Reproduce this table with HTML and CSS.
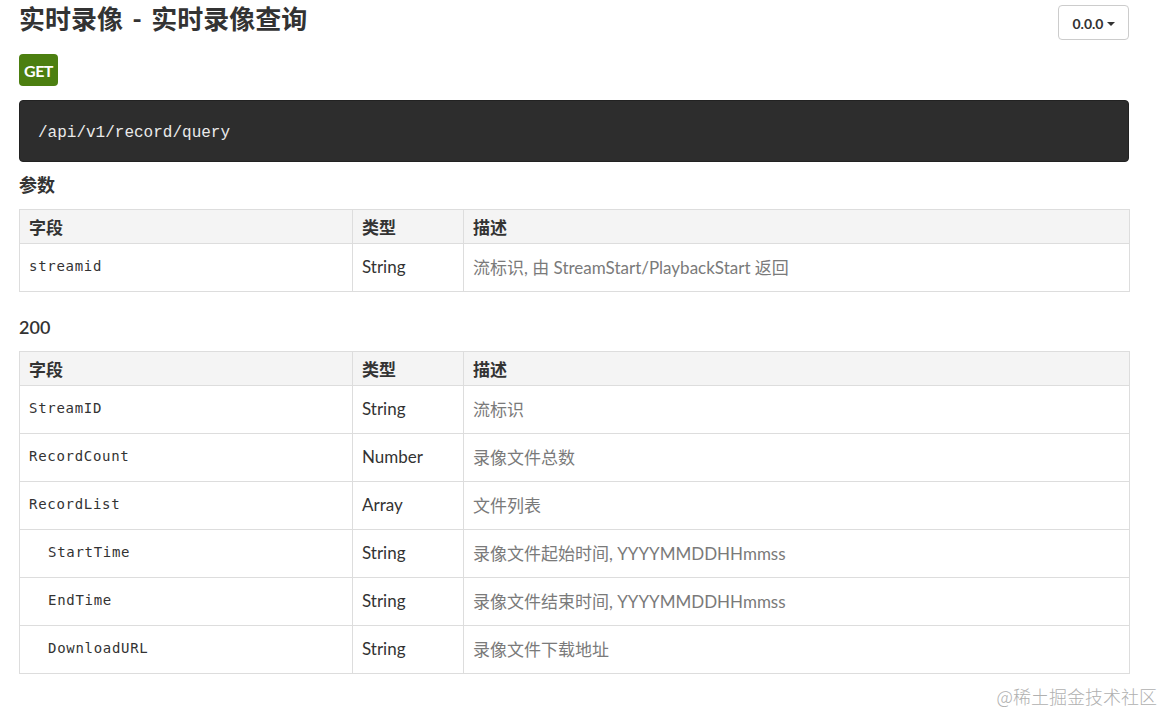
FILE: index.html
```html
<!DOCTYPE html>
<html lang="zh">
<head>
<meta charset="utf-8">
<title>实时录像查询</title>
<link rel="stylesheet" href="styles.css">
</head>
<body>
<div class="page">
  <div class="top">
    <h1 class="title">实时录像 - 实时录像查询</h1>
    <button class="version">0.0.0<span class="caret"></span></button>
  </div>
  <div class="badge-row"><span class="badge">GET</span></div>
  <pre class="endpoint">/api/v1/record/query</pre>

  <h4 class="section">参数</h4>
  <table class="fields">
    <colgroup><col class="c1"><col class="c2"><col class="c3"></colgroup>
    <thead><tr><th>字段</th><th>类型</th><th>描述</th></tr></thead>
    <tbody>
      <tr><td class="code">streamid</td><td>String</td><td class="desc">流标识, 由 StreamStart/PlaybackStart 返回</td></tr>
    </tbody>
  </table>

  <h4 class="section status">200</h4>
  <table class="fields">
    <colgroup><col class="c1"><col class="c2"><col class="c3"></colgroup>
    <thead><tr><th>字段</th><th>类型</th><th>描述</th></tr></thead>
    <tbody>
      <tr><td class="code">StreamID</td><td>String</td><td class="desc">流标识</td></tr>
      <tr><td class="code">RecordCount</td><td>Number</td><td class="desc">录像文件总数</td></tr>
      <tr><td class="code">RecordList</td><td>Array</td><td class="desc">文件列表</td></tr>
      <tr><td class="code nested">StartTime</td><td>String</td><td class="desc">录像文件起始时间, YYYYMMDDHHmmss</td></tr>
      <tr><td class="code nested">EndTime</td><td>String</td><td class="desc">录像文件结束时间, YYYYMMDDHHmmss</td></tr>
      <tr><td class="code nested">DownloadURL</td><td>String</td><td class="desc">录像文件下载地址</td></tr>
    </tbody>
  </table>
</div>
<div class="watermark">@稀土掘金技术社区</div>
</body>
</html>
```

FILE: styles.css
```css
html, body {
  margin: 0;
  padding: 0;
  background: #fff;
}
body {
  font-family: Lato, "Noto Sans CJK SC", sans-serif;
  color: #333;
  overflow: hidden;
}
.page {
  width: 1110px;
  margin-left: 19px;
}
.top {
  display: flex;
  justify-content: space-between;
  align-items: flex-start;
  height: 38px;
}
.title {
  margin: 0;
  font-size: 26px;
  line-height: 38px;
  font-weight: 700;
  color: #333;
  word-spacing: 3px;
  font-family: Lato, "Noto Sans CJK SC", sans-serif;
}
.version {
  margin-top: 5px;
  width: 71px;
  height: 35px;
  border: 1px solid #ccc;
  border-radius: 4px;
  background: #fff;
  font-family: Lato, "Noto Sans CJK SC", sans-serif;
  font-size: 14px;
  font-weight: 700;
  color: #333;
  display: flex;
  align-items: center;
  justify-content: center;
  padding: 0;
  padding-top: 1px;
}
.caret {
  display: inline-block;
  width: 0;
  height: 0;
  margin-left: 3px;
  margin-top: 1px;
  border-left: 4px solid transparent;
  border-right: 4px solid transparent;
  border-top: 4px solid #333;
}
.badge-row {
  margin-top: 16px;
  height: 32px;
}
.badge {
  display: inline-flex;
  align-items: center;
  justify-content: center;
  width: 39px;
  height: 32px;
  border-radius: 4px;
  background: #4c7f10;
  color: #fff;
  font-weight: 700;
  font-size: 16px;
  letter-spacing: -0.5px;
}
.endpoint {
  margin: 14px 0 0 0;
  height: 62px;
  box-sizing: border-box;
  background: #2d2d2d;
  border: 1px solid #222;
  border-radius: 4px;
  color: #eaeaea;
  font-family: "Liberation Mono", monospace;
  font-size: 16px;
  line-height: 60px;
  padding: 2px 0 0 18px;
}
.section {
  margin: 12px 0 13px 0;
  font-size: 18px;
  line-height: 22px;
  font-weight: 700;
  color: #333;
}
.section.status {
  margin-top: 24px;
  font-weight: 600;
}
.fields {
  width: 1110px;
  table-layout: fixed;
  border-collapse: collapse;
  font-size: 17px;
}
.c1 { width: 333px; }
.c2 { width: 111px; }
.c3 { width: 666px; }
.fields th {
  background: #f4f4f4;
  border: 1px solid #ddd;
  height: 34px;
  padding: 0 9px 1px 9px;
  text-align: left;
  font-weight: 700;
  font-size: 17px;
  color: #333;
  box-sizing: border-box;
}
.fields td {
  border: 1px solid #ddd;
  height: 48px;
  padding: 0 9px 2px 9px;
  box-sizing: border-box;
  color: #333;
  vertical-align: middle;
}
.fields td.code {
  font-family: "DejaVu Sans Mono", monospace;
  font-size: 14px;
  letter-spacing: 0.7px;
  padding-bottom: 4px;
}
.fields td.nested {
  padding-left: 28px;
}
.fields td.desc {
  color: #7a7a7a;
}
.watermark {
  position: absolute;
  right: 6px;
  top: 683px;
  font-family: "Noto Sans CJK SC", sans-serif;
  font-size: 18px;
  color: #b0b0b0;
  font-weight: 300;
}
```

-------

▶ [Task brief] Please write out all of the material above without changing a word, and omit any pictures.

▶ [Finished answer]
Reproduce this table with HTML and CSS.
FILE: index.html
```html
<!DOCTYPE html>
<html lang="zh">
<head>
<meta charset="utf-8">
<title>实时录像查询</title>
<link rel="stylesheet" href="styles.css">
</head>
<body>
<div class="page">
  <div class="top">
    <h1 class="title">实时录像 - 实时录像查询</h1>
    <button class="version">0.0.0<span class="caret"></span></button>
  </div>
  <div class="badge-row"><span class="badge">GET</span></div>
  <pre class="endpoint">/api/v1/record/query</pre>

  <h4 class="section">参数</h4>
  <table class="fields">
    <colgroup><col class="c1"><col class="c2"><col class="c3"></colgroup>
    <thead><tr><th>字段</th><th>类型</th><th>描述</th></tr></thead>
    <tbody>
      <tr><td class="code">streamid</td><td>String</td><td class="desc">流标识, 由 StreamStart/PlaybackStart 返回</td></tr>
    </tbody>
  </table>

  <h4 class="section status">200</h4>
  <table class="fields">
    <colgroup><col class="c1"><col class="c2"><col class="c3"></colgroup>
    <thead><tr><th>字段</th><th>类型</th><th>描述</th></tr></thead>
    <tbody>
      <tr><td class="code">StreamID</td><td>String</td><td class="desc">流标识</td></tr>
      <tr><td class="code">RecordCount</td><td>Number</td><td class="desc">录像文件总数</td></tr>
      <tr><td class="code">RecordList</td><td>Array</td><td class="desc">文件列表</td></tr>
      <tr><td class="code nested">StartTime</td><td>String</td><td class="desc">录像文件起始时间, YYYYMMDDHHmmss</td></tr>
      <tr><td class="code nested">EndTime</td><td>String</td><td class="desc">录像文件结束时间, YYYYMMDDHHmmss</td></tr>
      <tr><td class="code nested">DownloadURL</td><td>String</td><td class="desc">录像文件下载地址</td></tr>
    </tbody>
  </table>
</div>
<div class="watermark">@稀土掘金技术社区</div>
</body>
</html>
```

FILE: styles.css
```css
html, body {
  margin: 0;
  padding: 0;
  background: #fff;
}
body {
  font-family: Lato, "Noto Sans CJK SC", sans-serif;
  color: #333;
  overflow: hidden;
}
.page {
  width: 1110px;
  margin-left: 19px;
}
.top {
  display: flex;
  justify-content: space-between;
  align-items: flex-start;
  height: 38px;
}
.title {
  margin: 0;
  font-size: 26px;
  line-height: 38px;
  font-weight: 700;
  color: #333;
  word-spacing: 3px;
  font-family: Lato, "Noto Sans CJK SC", sans-serif;
}
.version {
  margin-top: 5px;
  width: 71px;
  height: 35px;
  border: 1px solid #ccc;
  border-radius: 4px;
  background: #fff;
  font-family: Lato, "Noto Sans CJK SC", sans-serif;
  font-size: 14px;
  font-weight: 700;
  color: #333;
  display: flex;
  align-items: center;
  justify-content: center;
  padding: 0;
  padding-top: 1px;
}
.caret {
  display: inline-block;
  width: 0;
  height: 0;
  margin-left: 3px;
  margin-top: 1px;
  border-left: 4px solid transparent;
  border-right: 4px solid transparent;
  border-top: 4px solid #333;
}
.badge-row {
  margin-top: 16px;
  height: 32px;
}
.badge {
  display: inline-flex;
  align-items: center;
  justify-content: center;
  width: 39px;
  height: 32px;
  border-radius: 4px;
  background: #4c7f10;
  color: #fff;
  font-weight: 700;
  font-size: 16px;
  letter-spacing: -0.5px;
}
.endpoint {
  margin: 14px 0 0 0;
  height: 62px;
  box-sizing: border-box;
  background: #2d2d2d;
  border: 1px solid #222;
  border-radius: 4px;
  color: #eaeaea;
  font-family: "Liberation Mono", monospace;
  font-size: 16px;
  line-height: 60px;
  padding: 2px 0 0 18px;
}
.section {
  margin: 12px 0 13px 0;
  font-size: 18px;
  line-height: 22px;
  font-weight: 700;
  color: #333;
}
.section.status {
  margin-top: 24px;
  font-weight: 600;
}
.fields {
  width: 1110px;
  table-layout: fixed;
  border-collapse: collapse;
  font-size: 17px;
}
.c1 { width: 333px; }
.c2 { width: 111px; }
.c3 { width: 666px; }
.fields th {
  background: #f4f4f4;
  border: 1px solid #ddd;
  height: 34px;
  padding: 0 9px 1px 9px;
  text-align: left;
  font-weight: 700;
  font-size: 17px;
  color: #333;
  box-sizing: border-box;
}
.fields td {
  border: 1px solid #ddd;
  height: 48px;
  padding: 0 9px 2px 9px;
  box-sizing: border-box;
  color: #333;
  vertical-align: middle;
}
.fields td.code {
  font-family: "DejaVu Sans Mono", monospace;
  font-size: 14px;
  letter-spacing: 0.7px;
  padding-bottom: 4px;
}
.fields td.nested {
  padding-left: 28px;
}
.fields td.desc {
  color: #7a7a7a;
}
.watermark {
  position: absolute;
  right: 6px;
  top: 683px;
  font-family: "Noto Sans CJK SC", sans-serif;
  font-size: 18px;
  color: #b0b0b0;
  font-weight: 300;
}
```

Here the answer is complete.